--- BEGIN ---
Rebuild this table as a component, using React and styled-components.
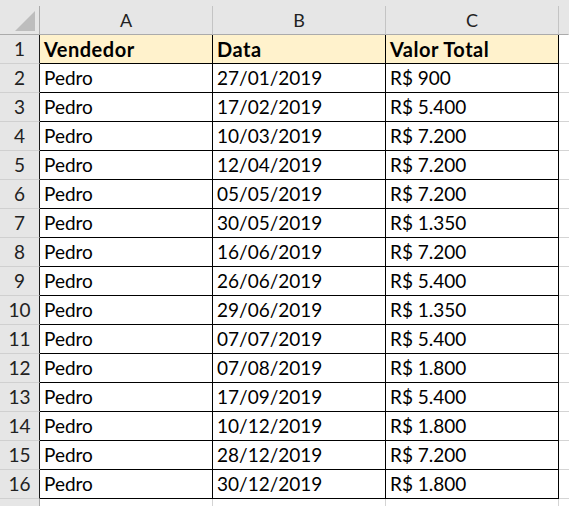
import React from "react";
import styled, { createGlobalStyle } from "styled-components";

const GlobalStyle = createGlobalStyle`
  html, body {
    margin: 0;
    padding: 0;
    background: #ffffff;
    overflow: hidden;
  }
  body {
    font-family: Lato, "Open Sans", sans-serif;
  }
`;

const Sheet = styled.div`
  width: 569px;
  height: 506px;
  overflow: hidden;
  background: #e6e6e6;
  padding-top: 6px;
  box-sizing: border-box;
`;

const Grid = styled.div`
  display: grid;
  grid-template-columns: 40px 173px 173px 173px 1fr;
  grid-auto-rows: 29px;
  background: #ffffff;
`;

const Corner = styled.div`
  box-sizing: border-box;
  background: #e6e6e6;
  border-right: 1px solid #ababab;
  border-bottom: 1px solid #ababab;
  display: flex;
  align-items: flex-end;
  justify-content: flex-end;
  padding: 0 4px 3px 0;
`;

const ColHead = styled.div`
  box-sizing: border-box;
  background: #e6e6e6;
  border-right: 1px solid ${(p) => (p.$last ? "transparent" : "#c4c4c4")};
  border-bottom: 1px solid #ababab;
  text-align: center;
  font-size: 18px;
  line-height: 28px;
  color: #222222;
`;

const RowHead = styled.div`
  box-sizing: border-box;
  background: #e6e6e6;
  border-right: 1px solid ${(p) => (p.$edge ? "#1a1a1a" : "#ababab")};
  border-bottom: 1px solid #d0d0d0;
  text-align: center;
  font-size: 19px;
  line-height: 28px;
  color: #222222;
`;

const Cell = styled.div`
  box-sizing: border-box;
  background: ${(p) => (p.$head ? "#fff2cc" : "#ffffff")};
  border-right: 1px solid ${(p) => (p.$ruled ? "#000000" : "#d4d4d4")};
  border-bottom: 1px solid ${(p) => (p.$ruled ? "#000000" : "#d4d4d4")};
  padding-left: 4px;
  font-size: ${(p) => (p.$head ? "20px" : "19px")};
  letter-spacing: ${(p) => (p.$head ? "0.5px" : "0")};
  line-height: 28px;
  font-weight: ${(p) => (p.$head ? 700 : 400)};
  color: #000000;
  white-space: nowrap;
  overflow: hidden;
`;

const Spare = styled.div`
  box-sizing: border-box;
  background: #ffffff;
  border-bottom: 1px solid #d4d4d4;
`;

const rows = [
  ["27/01/2019", "R$ 900"],
  ["17/02/2019", "R$ 5.400"],
  ["10/03/2019", "R$ 7.200"],
  ["12/04/2019", "R$ 7.200"],
  ["05/05/2019", "R$ 7.200"],
  ["30/05/2019", "R$ 1.350"],
  ["16/06/2019", "R$ 7.200"],
  ["26/06/2019", "R$ 5.400"],
  ["29/06/2019", "R$ 1.350"],
  ["07/07/2019", "R$ 5.400"],
  ["07/08/2019", "R$ 1.800"],
  ["17/09/2019", "R$ 5.400"],
  ["10/12/2019", "R$ 1.800"],
  ["28/12/2019", "R$ 7.200"],
  ["30/12/2019", "R$ 1.800"],
];

export default function App() {
  return (
    <>
      <GlobalStyle />
      <Sheet>
        <Grid>
          <Corner>
            <svg width="20" height="20" viewBox="0 0 20 20">
              <polygon points="20,0 20,20 0,20" fill="#bdbdbd" />
            </svg>
          </Corner>
          <ColHead>A</ColHead>
          <ColHead>B</ColHead>
          <ColHead>C</ColHead>
          <ColHead $last />

          <RowHead $edge>1</RowHead>
          <Cell $head $ruled>Vendedor</Cell>
          <Cell $head $ruled>Data</Cell>
          <Cell $head $ruled>Valor Total</Cell>
          <Spare />

          {rows.map(([date, value], i) => (
            <React.Fragment key={i}>
              <RowHead $edge>{i + 2}</RowHead>
              <Cell $ruled>Pedro</Cell>
              <Cell $ruled>{date}</Cell>
              <Cell $ruled>{value}</Cell>
              <Spare />
            </React.Fragment>
          ))}

          {/* row 17 is only a sliver at the bottom edge, its number falls below the window */}
          <RowHead />
          <Cell />
          <Cell />
          <Cell />
          <Spare />
        </Grid>
      </Sheet>
    </>
  );
}
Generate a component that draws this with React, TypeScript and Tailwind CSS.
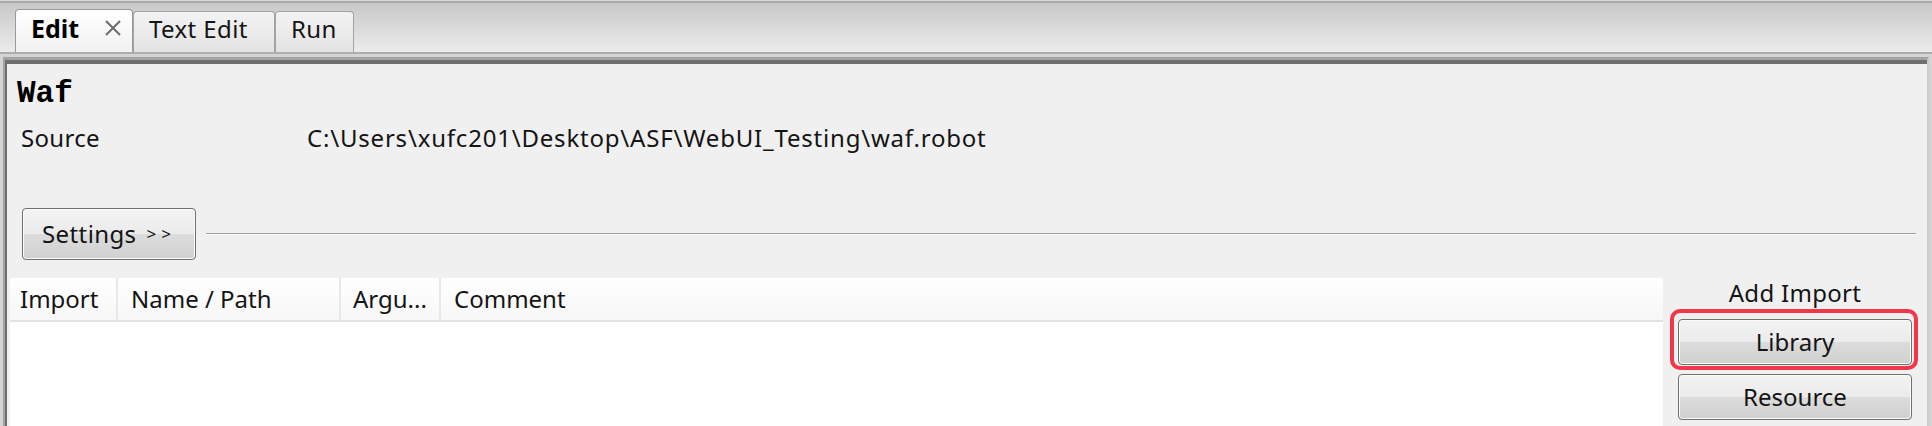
import React from "react";

const btn =
  "flex items-center justify-center rounded-[4px] border border-[#707070] shadow-[inset_0_0_0_1px_#fbfbfb] bg-[linear-gradient(to_bottom,#f3f3f3_0%,#ebebeb_50%,#dcdcdc_51%,#d0d0d0_100%)] text-[24px] leading-[32px] text-[#141414]";

function CloseIcon() {
  return (
    <svg width="18" height="16" viewBox="0 0 18 16" className="ml-auto mr-[10px] mt-[8px]">
      <path d="M2 1 L16 15 M16 1 L2 15" stroke="#6b6b6b" strokeWidth="2" fill="none" />
    </svg>
  );
}

function Tab({ label, active, width }: { label: string; active?: boolean; width: string }) {
  if (active) {
    return (
      <div className={`flex h-[43px] items-start rounded-t-[4px] border border-b-0 border-[#999999] bg-[linear-gradient(to_bottom,#ffffff,#f1f1f1)] pl-[15px] pt-[2px] ${width}`}>
        <span className="text-[25px] font-bold leading-[32px] text-black">{label}</span>
        <CloseIcon />
      </div>
    );
  }
  return (
    <div className={`flex h-[41px] items-start rounded-t-[4px] border border-b-0 border-[#a3a3a3] bg-[linear-gradient(to_bottom,#f3f3f3,#e3e3e3)] pl-[15px] pt-[1px] ${width}`}>
      <span className="text-[24px] leading-[32px] tracking-[0.4px] text-[#141414]">{label}</span>
    </div>
  );
}

export default function App() {
  return (
    <div className="flex h-[426px] w-[1932px] flex-col overflow-hidden bg-[#dadada] font-['Noto_Sans',sans-serif]">
      {/* tab strip */}
      <div className="mt-[1px] flex h-[51px] items-end border-t-2 border-[#a9a9a9] bg-[linear-gradient(to_bottom,#c8c8c8,#ececec)] pl-[15px]">
        <Tab label="Edit" active width="w-[118px]" />
        <Tab label="Text Edit" width="w-[142px]" />
        <Tab label="Run" width="w-[79px]" />
      </div>

      <div className="flex flex-1 flex-col border-t-2 border-[#adadad] bg-[#d4d4d4] pl-[3px] pr-[3px] pt-[3px]">
        <div className="flex flex-1 flex-col border-l-2 border-r-2 border-t-[3px] border-[#a3a3a3] border-r-[#cdcdcd]">
          <div className="flex flex-1 flex-col border-l-2 border-t-4 border-[#6f6f6f] bg-[#f0f0f0]">
            <div className="pl-[10px] pt-[12px] font-['Liberation_Mono',monospace] text-[31px] font-bold leading-[36px] text-black">
              Waf
            </div>

            <div className="mt-[10px] flex text-[24px] leading-[32px] text-[#141414]">
              <div className="w-[300px] pl-[14px] tracking-[0.3px]">Source</div>
              <div className="tracking-[0.8px]">C:\Users\xufc201\Desktop\ASF\WebUI_Testing\waf.robot</div>
            </div>

            <div className="mt-[54px] flex items-center">
              <button type="button" className={`${btn} ml-[15px] h-[52px] w-[174px] tracking-[0.4px]`}>
                Settings
                <span className="ml-[10px] text-[17px] tracking-[5px]">&gt;&gt;</span>
              </button>
              <div className="ml-[10px] mr-[11px] flex-1 border-b border-t border-b-white border-t-[#a0a0a0]" />
            </div>

            <div className="mt-[18px] flex flex-1">
              <div className="ml-[3px] flex w-[1653px] flex-col bg-white">
                <div className="flex h-[44px] items-center border-b-2 border-[#e2e2e2] bg-[linear-gradient(to_bottom,#ffffff,#f7f7f7)] text-[24px] leading-[32px] text-[#141414]">
                  <div className="flex h-full w-[108px] items-center border-r-2 border-[#e8e8e8] pl-[10px]">Import</div>
                  <div className="flex h-full w-[223px] items-center border-r-2 border-[#e8e8e8] pl-[13px]">Name / Path</div>
                  <div className="flex h-full w-[100px] items-center border-r-2 border-[#e8e8e8] pl-[12px]">Argu...</div>
                  <div className="flex h-full flex-1 items-center pl-[13px]">Comment</div>
                </div>
                <div className="flex-1 bg-white" />
              </div>

              <div className="flex flex-1 flex-col items-center">
                <div className="-mt-[1px] text-[24px] leading-[32px] tracking-[0.3px] text-[#141414]">Add Import</div>
                <div className="relative mt-[10px]">
                  <div className="pointer-events-none absolute -bottom-[5px] -left-[8px] -right-[6px] -top-[10px] rounded-[10px] border-[4px] border-[#f2374b]" />
                  <button type="button" className={`${btn} h-[46px] w-[234px]`}>
                    Library
                  </button>
                </div>
                <button type="button" className={`${btn} mt-[9px] h-[46px] w-[234px]`}>
                  Resource
                </button>
              </div>
            </div>
          </div>
        </div>
      </div>
    </div>
  );
}
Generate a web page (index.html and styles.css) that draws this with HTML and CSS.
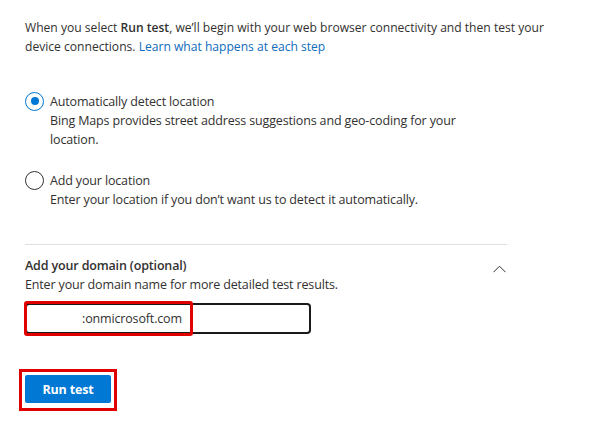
--- END ---
- STATED GOAL
Print exactly what appears from the line holding "Generate a component" down to the line holding "items-center justify-center rounded-[4px]", both ends kept, leaving out the pictures.

- EXERCISE RESPONSE
Generate a component that draws this with React, TypeScript and Tailwind CSS.
import React from "react";

const btn =
  "flex items-center justify-center rounded-[4px] border border-[#707070] shadow-[inset_0_0_0_1px_#fbfbfb] bg-[linear-gradient(to_bottom,#f3f3f3_0%,#ebebeb_50%,#dcdcdc_51%,#d0d0d0_100%)] text-[24px] leading-[32px] text-[#141414]";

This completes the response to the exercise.